WHAT YOU SHOULD DO: Show all lines from the listing below that contain "styles".

MATERIAL PROVIDED:
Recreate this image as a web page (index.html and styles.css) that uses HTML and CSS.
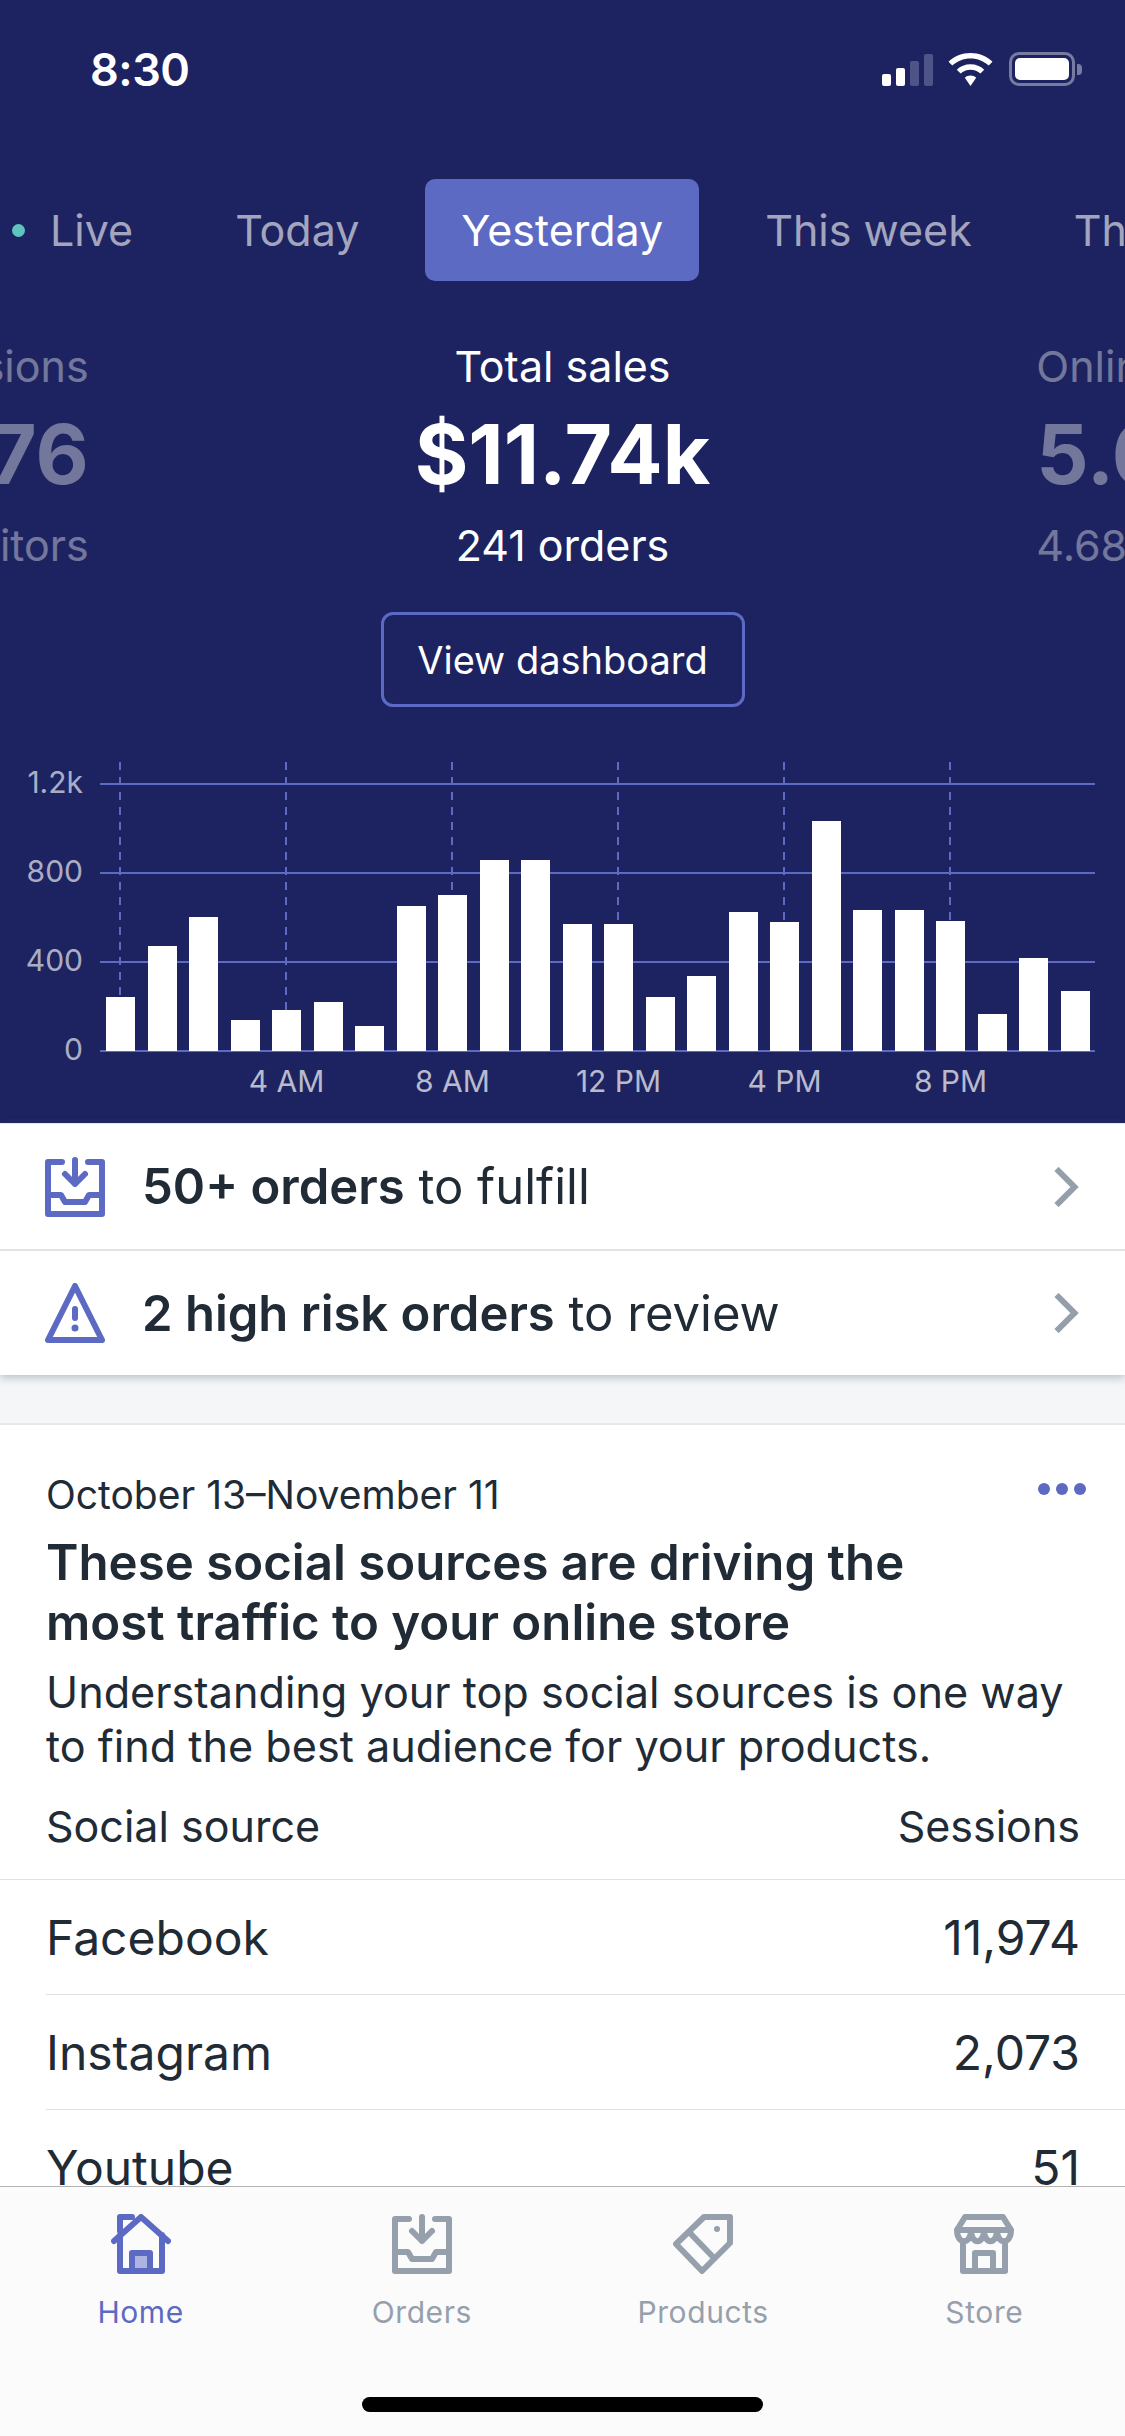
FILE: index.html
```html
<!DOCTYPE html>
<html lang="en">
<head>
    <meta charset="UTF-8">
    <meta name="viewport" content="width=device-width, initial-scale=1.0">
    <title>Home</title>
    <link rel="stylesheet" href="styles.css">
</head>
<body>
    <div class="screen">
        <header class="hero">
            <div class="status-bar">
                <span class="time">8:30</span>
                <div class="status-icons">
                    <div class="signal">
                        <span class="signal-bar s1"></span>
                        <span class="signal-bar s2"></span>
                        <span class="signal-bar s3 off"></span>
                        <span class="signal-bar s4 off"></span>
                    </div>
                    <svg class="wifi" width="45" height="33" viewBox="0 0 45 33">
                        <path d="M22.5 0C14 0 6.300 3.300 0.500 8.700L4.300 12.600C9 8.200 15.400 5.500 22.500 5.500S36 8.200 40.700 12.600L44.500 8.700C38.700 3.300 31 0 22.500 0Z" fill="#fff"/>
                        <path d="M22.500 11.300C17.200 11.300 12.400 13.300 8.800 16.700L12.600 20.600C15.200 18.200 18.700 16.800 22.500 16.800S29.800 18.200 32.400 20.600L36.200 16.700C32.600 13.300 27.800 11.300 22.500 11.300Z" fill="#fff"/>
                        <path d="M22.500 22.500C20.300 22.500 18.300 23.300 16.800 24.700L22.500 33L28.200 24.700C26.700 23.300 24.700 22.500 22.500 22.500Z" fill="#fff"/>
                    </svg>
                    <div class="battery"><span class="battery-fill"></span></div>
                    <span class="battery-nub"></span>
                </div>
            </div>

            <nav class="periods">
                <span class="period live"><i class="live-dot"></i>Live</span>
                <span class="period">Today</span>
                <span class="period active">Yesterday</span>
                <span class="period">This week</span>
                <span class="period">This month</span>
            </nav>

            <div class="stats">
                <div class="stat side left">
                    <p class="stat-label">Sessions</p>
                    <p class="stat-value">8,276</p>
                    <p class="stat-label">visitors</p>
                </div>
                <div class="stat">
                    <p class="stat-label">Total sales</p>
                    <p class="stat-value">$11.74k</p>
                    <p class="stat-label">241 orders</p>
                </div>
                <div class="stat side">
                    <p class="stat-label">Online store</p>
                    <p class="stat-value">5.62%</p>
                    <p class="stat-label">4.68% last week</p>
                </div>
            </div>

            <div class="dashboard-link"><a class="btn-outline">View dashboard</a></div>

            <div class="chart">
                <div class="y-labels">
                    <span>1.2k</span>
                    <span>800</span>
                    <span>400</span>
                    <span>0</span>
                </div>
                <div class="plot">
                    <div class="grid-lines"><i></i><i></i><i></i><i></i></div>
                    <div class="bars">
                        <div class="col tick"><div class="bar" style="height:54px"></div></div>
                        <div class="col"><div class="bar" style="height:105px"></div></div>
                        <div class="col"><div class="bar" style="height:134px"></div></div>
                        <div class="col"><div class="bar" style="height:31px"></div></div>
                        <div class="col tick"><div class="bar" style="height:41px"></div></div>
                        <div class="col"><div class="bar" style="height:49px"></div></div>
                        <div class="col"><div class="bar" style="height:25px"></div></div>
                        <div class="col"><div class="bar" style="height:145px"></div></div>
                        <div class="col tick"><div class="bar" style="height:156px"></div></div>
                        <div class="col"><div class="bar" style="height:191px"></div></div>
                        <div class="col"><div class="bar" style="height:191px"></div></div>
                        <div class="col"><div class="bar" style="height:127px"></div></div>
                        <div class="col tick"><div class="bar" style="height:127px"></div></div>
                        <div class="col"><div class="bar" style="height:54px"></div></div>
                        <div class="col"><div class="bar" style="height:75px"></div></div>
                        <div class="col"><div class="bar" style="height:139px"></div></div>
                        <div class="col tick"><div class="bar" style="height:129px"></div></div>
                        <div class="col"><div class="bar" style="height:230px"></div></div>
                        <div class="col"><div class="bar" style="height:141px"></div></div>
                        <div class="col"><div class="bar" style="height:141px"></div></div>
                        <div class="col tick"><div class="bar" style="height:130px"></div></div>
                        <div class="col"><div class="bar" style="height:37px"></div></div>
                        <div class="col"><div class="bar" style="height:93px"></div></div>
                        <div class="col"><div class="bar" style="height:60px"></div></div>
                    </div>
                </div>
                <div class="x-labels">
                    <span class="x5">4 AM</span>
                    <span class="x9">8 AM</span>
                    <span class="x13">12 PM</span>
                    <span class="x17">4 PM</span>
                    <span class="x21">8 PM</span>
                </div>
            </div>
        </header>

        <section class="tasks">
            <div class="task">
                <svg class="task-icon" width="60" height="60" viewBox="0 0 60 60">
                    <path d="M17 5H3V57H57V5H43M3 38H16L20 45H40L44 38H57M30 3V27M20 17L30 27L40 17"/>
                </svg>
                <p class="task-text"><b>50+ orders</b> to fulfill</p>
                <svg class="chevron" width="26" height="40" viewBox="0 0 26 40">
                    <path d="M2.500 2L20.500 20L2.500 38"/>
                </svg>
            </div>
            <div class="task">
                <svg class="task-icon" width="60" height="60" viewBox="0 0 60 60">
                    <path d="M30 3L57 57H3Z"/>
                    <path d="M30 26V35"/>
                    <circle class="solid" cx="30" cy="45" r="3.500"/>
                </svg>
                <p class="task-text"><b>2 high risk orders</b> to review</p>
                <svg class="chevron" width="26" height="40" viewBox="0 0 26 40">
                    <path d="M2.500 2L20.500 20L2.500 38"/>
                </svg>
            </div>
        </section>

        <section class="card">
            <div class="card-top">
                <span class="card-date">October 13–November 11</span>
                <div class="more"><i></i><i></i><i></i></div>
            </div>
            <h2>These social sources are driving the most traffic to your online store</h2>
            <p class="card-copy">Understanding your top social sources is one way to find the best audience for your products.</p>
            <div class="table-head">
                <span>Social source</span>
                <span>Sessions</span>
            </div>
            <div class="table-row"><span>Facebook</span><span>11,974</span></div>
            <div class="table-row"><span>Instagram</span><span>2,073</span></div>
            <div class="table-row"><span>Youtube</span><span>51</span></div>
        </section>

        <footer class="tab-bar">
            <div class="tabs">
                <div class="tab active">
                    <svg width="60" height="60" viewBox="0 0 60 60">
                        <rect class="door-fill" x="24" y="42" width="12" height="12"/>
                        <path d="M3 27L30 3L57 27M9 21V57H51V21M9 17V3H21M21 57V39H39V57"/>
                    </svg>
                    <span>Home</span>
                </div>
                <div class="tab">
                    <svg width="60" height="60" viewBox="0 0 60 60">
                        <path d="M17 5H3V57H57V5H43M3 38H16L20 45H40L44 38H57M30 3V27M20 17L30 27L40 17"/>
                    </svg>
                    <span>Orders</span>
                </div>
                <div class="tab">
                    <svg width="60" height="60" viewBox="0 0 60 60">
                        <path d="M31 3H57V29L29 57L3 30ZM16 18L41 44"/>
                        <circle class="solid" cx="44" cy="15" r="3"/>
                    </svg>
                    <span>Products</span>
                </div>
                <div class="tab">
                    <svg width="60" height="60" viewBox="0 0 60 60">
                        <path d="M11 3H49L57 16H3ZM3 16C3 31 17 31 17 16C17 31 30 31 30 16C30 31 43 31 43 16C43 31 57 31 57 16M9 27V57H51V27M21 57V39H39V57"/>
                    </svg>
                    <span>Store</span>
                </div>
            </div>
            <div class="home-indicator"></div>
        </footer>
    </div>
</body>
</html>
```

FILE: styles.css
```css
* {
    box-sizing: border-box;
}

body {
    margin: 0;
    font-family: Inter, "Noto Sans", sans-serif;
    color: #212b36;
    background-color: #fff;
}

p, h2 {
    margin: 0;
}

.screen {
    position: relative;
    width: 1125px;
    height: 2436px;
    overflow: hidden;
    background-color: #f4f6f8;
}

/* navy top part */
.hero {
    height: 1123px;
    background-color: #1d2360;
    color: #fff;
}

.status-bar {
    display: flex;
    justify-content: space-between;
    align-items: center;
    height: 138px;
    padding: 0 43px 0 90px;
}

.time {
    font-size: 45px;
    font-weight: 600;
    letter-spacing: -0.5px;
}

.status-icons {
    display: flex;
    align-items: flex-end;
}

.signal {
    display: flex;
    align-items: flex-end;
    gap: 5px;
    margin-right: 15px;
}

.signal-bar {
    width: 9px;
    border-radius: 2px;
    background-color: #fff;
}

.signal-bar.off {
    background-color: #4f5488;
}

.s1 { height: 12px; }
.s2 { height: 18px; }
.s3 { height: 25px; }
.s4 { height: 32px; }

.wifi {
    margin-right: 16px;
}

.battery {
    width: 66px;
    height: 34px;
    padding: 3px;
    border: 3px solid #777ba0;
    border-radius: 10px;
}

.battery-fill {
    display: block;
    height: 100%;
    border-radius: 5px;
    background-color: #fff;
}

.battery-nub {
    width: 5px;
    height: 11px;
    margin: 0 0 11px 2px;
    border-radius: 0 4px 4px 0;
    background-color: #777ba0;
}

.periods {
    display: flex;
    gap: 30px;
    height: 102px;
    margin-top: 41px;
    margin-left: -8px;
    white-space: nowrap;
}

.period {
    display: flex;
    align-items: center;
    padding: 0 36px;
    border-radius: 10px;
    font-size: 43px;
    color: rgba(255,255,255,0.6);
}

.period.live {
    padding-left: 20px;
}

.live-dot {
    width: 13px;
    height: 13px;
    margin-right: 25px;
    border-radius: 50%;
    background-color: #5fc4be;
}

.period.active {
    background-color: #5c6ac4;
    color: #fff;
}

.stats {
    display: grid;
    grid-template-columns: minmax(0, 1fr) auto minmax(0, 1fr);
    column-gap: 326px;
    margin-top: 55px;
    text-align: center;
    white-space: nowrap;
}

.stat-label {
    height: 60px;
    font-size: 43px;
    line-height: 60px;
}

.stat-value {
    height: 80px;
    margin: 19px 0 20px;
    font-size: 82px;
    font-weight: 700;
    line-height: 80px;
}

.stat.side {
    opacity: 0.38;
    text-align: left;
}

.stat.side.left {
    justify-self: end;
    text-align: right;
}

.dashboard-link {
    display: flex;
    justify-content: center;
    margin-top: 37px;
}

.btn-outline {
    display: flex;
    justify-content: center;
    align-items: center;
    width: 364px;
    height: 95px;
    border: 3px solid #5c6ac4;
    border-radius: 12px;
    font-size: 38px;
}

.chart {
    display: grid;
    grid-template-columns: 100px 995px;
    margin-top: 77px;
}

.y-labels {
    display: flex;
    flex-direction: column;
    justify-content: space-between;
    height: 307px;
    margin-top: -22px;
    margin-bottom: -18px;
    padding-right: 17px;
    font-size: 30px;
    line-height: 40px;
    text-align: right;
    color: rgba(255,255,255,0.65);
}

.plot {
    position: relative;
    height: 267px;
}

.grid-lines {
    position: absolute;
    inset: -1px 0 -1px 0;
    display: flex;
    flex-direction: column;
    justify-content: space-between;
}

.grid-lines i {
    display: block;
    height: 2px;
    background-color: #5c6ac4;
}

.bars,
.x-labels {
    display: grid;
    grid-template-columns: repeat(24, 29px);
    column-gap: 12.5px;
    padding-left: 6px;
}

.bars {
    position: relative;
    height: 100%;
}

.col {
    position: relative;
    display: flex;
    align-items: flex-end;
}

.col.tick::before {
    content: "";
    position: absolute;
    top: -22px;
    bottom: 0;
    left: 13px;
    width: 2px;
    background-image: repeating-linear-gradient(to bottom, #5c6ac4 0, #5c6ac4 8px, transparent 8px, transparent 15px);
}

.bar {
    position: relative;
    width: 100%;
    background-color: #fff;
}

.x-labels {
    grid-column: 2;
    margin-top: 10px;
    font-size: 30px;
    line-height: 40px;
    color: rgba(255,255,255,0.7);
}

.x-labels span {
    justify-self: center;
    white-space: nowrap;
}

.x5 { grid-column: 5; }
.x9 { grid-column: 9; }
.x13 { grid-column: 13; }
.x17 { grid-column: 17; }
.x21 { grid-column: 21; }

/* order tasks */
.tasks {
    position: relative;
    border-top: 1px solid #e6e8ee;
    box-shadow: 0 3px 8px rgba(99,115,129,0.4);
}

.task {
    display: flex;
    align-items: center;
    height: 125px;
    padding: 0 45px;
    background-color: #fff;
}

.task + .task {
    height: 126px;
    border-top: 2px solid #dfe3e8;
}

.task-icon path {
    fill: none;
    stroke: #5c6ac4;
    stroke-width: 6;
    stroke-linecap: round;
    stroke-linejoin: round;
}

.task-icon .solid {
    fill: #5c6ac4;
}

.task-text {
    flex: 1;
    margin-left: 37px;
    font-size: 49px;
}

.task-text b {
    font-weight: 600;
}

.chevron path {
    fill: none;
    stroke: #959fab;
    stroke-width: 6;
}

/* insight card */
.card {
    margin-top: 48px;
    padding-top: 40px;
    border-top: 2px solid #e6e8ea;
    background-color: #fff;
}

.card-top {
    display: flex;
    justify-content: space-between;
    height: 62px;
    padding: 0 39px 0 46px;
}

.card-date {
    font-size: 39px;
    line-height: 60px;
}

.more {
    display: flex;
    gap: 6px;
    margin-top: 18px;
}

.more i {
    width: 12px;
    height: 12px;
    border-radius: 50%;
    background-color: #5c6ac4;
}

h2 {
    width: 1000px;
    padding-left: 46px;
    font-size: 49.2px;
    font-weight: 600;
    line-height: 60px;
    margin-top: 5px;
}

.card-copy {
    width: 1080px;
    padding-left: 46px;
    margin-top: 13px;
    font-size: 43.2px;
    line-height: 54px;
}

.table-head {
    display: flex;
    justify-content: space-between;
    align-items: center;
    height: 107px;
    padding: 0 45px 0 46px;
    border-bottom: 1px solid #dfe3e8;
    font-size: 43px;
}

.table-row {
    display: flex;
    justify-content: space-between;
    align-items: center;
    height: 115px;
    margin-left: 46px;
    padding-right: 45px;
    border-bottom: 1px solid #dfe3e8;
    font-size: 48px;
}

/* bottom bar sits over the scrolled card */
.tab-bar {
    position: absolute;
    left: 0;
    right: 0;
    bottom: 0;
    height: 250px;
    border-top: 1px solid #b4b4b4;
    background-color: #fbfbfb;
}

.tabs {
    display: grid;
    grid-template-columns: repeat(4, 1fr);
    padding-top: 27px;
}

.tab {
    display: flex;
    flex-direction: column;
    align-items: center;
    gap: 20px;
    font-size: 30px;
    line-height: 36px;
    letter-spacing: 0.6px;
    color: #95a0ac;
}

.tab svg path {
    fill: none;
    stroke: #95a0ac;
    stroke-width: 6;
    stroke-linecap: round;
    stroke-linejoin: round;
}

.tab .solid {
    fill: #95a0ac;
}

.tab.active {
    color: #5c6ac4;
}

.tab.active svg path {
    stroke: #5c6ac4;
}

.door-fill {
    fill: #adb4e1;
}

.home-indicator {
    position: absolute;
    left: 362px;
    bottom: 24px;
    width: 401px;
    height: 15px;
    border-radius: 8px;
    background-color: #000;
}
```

RESPONSE FOR THIS EXERCISE:
Recreate this image as a web page (index.html and styles.css) that uses HTML and CSS.
    <link rel="stylesheet" href="styles.css">
FILE: styles.css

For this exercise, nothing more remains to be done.